7 solitudes is a poetic journey within Oscar Milosz’s work and Robert Wilson‘s creative mind.
The performance combines Miłosz’s poetry, his prose and fables, with his more dramatic and metaphysical works, investigating love, loneliness, death, and the neverending search for light and harmony, while raising profound existential questions about humanity, its place in the universe and the passage of time.
The extraordinary world of Miłosz’s imagination is brought to life through the lens of Wilson’s poetic scope, reconstructed through his unsettling subjective abstraction and his striking imagery. The poet is the central figure of the piece and represents a fascinating figure, whose words make our world more complex – and at the same time simpler -to comprehend. To accompany him in his quest, he summons a fictional double, the famous dramatic character Don Juan, called on stage directly from scenes of a play written by Miłosz in his youth, portraying the insatiable hunger for life and the desire for conquest. These scenes are intertwined with others from the later play Miguel Mañara, in which the main character, Don Juan of Seville, seeks his redemption. Through these characters the actors on stage present universal figures that reveal the complexity, the beauty, and the inexorable absurdity of the human soul.

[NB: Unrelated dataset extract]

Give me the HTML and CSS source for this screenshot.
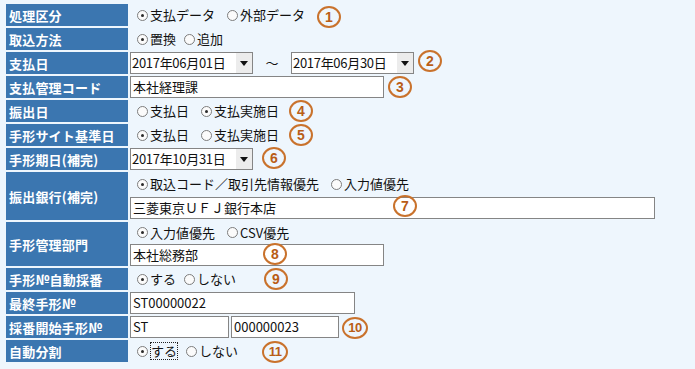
FILE: index.html
```html
<!DOCTYPE html>
<html lang="ja">
<head>
<meta charset="utf-8">
<title>手形設定</title>
<link rel="stylesheet" href="styles.css">
</head>
<body>
<div class="page">
  <div class="form">
    <div class="row">
      <div class="lbl">処理区分</div>
      <div class="val"><label class="opt"><span class="rb on"></span>支払データ</label><label class="opt"><span class="rb"></span>外部データ</label></div>
    </div>
    <div class="row">
      <div class="lbl">取込方法</div>
      <div class="val"><label class="opt s"><span class="rb on"></span>置換</label><label class="opt"><span class="rb"></span>追加</label></div>
    </div>
    <div class="row">
      <div class="lbl">支払日</div>
      <div class="val flat"><div class="sel"><span class="sel-text">2017年06月01日</span><span class="sel-btn"></span></div><span class="tilde">～</span><div class="sel"><span class="sel-text">2017年06月30日</span><span class="sel-btn"></span></div></div>
    </div>
    <div class="row">
      <div class="lbl">支払管理コード</div>
      <div class="val flat"><div class="inp w254">本社経理課</div></div>
    </div>
    <div class="row">
      <div class="lbl">振出日</div>
      <div class="val"><label class="opt"><span class="rb"></span>支払日</label><label class="opt"><span class="rb on"></span>支払実施日</label></div>
    </div>
    <div class="row">
      <div class="lbl">手形サイト基準日</div>
      <div class="val"><label class="opt"><span class="rb on"></span>支払日</label><label class="opt"><span class="rb"></span>支払実施日</label></div>
    </div>
    <div class="row">
      <div class="lbl">手形期日(補完)</div>
      <div class="val flat"><div class="sel"><span class="sel-text">2017年10月31日</span><span class="sel-btn"></span></div></div>
    </div>
    <div class="row tall48">
      <div class="lbl">振出銀行(補完)</div>
      <div class="val stack">
        <div class="line"><label class="opt"><span class="rb on"></span>取込コード／取引先情報優先</label><label class="opt"><span class="rb"></span>入力値優先</label></div>
        <div class="line flat"><div class="inp w525">三菱東京ＵＦＪ銀行本店</div></div>
      </div>
    </div>
    <div class="row tall44">
      <div class="lbl">手形管理部門</div>
      <div class="val stack tight">
        <div class="line short"><label class="opt"><span class="rb on"></span>入力値優先</label><label class="opt"><span class="rb"></span>CSV優先</label></div>
        <div class="line flat"><div class="inp w254">本社総務部</div></div>
      </div>
    </div>
    <div class="row">
      <div class="lbl">手形№自動採番</div>
      <div class="val"><label class="opt s"><span class="rb on"></span>する</label><label class="opt"><span class="rb"></span>しない</label></div>
    </div>
    <div class="row">
      <div class="lbl">最終手形№</div>
      <div class="val flat"><div class="inp w225">ST00000022</div></div>
    </div>
    <div class="row">
      <div class="lbl">採番開始手形№</div>
      <div class="val flat pair"><div class="inp w99">ST</div><div class="inp w108">000000023</div></div>
    </div>
    <div class="row">
      <div class="lbl">自動分割</div>
      <div class="val"><label class="opt s"><span class="rb on"></span><span class="focus">する</span></label><label class="opt"><span class="rb"></span>しない</label></div>
    </div>
  </div>

  <span class="mark m1">1</span>
  <span class="mark m2">2</span>
  <span class="mark m3">3</span>
  <span class="mark m4">4</span>
  <span class="mark m5">5</span>
  <span class="mark m6">6</span>
  <span class="mark m7">7</span>
  <span class="mark m8">8</span>
  <span class="mark m9">9</span>
  <span class="mark wide m10">10</span>
  <span class="mark wide m11">11</span>
</div>
</body>
</html>
```

FILE: styles.css
```css
* { box-sizing: border-box; }

html, body {
  margin: 0;
  padding: 0;
  background: #eef6fd;
}

body {
  font-family: "Noto Sans CJK JP", "Liberation Sans", sans-serif;
  font-size: 13px;
  color: #111;
  width: 695px;
  height: 369px;
  overflow: hidden;
}

.page {
  position: relative;
  width: 695px;
  height: 369px;
  padding: 4px 0 0 6px;
}

.form {
  display: flex;
  flex-direction: column;
  gap: 2px;
}

.row {
  display: flex;
  gap: 2px;
  height: 22px;
}

.row.tall48 { height: 48px; }
.row.tall44 { height: 44px; }

.lbl {
  width: 122px;
  flex: none;
  background: #3b76b0;
  color: #fff;
  font-weight: bold;
  display: flex;
  align-items: center;
  padding-left: 3px;
  line-height: 1;
  letter-spacing: 0.2px;
}

.val {
  flex: 1;
  display: flex;
  align-items: center;
  padding-left: 7px;
  line-height: 22px;
  white-space: nowrap;
}

.val.flat { padding-left: 0; }

.val.stack {
  flex-direction: column;
  align-items: stretch;
  justify-content: center;
  gap: 2px;
  padding-left: 0;
}

.val.stack.tight { gap: 1px; }

.line {
  display: flex;
  align-items: center;
  height: 22px;
  padding-left: 7px;
}

.line.short { height: 21px; }
.line.flat { padding-left: 0; }

.opt {
  display: inline-flex;
  align-items: center;
  margin-right: 12px;
}

.opt.s { margin-right: 8px; }

.rb {
  display: inline-block;
  position: relative;
  width: 11px;
  height: 11px;
  border: 1px solid #7d7d7d;
  border-radius: 50%;
  background: #fbfbfb;
  margin-right: 2px;
}

.rb.on::after {
  content: "";
  position: absolute;
  left: 3px;
  top: 3px;
  width: 3px;
  height: 3px;
  border-radius: 50%;
  background: #2a2a2a;
}

.focus {
  outline: 1px dotted #222;
  outline-offset: -1px;
  padding: 0 1px;
  line-height: 18px;
}

.sel {
  display: flex;
  width: 123px;
  height: 22px;
  border: 1px solid #858585;
  background: #fff;
}

.sel-text {
  flex: 1;
  padding-left: 1px;
  line-height: 20px;
  letter-spacing: -0.3px;
}

.sel-btn {
  width: 16px;
  background: #ececec;
  display: flex;
  align-items: center;
  justify-content: center;
}

.sel-btn::before {
  content: "";
  border-left: 4px solid transparent;
  border-right: 4px solid transparent;
  border-top: 5px solid #111;
}

.tilde {
  width: 38px;
  text-align: center;
}

.inp {
  height: 22px;
  border: 1px solid #858585;
  background: #fff;
  padding-left: 2px;
  line-height: 20px;
}

.w254 { width: 254px; }
.w525 { width: 525px; }
.w225 { width: 225px; }
.w99 { width: 99px; }
.w108 { width: 108px; }

.pair { gap: 2px; }

.mark {
  position: absolute;
  width: 24px;
  height: 22px;
  border: 2px solid #c9722c;
  border-radius: 50%;
  color: #b95d16;
  font-family: "Liberation Sans", Arial, sans-serif;
  font-weight: bold;
  font-size: 14px;
  line-height: 18px;
  text-align: center;
}

.mark.wide { width: 26px; font-size: 13px; letter-spacing: -0.5px; }

.m1 { left: 317px; top: 6px; }
.m2 { left: 418px; top: 50px; }
.m3 { left: 388px; top: 76px; }
.m4 { left: 289px; top: 100px; }
.m5 { left: 289px; top: 124px; }
.m6 { left: 262px; top: 147px; }
.m7 { left: 393px; top: 195px; }
.m8 { left: 263px; top: 243px; }
.m9 { left: 264px; top: 268px; }
.m10 { left: 342px; top: 317px; }
.m11 { left: 262px; top: 341px; }
```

In the play we follow the Poet in his creation process, as he sets and yet overcomes the limits of his imaginary worlds. Wading through his doubts, wandering through mysterious and unexplored territories, he brings us back a freedom from a place that only poets can reach, a limitless destination, eternity itself.
This piece is Robert Wilson’s ultimate gesture, and it is the gesture we offer to bring forward the unique vision of this Poet of the Stage.
Poets are immortal.
The premiere of “Seven Solitudes” is dedicated to its initiating director, Robert Wilson (1941–2025). It is his final work created for the drama theatre stage.
While the director was still alive, the scenography and other key elements of the production were created, along with the overall concept of the play. While preparing for the premiere based on the works of the French poet of Lithuanian origin, O. V. de L. Milosz, Robert Wilson visited the National Kaunas Drama Theatre twice: in January 2025, when he created the visual project book, and again in June, when he realised the visual concept of the upcoming premiere (Stage A).
Following the unexpected passing of director Robert Wilson in 2025, a strategically important decision was made to continue the creative process he had begun, ensuring a respectful realisation of the artist’s creative legacy. Consequently, during the rehearsal held in October 2025 (Bauprobe), the director’s work was carried on by his creative team: text adaptation author and director Charles Chemin, scenographer Stephanie Engeln, lighting designer Marcello Lumaca, costume designer Flavia Ruggeri, make-up and wig designer Manuela Halligan, video artist Tomasz Jeziorski, along with the actors of the National Kaunas Drama Theatre and its extensive technical team.
This rehearsal made it possible to test the scenography and lighting on the actual stage and to carry out the necessary adjustments.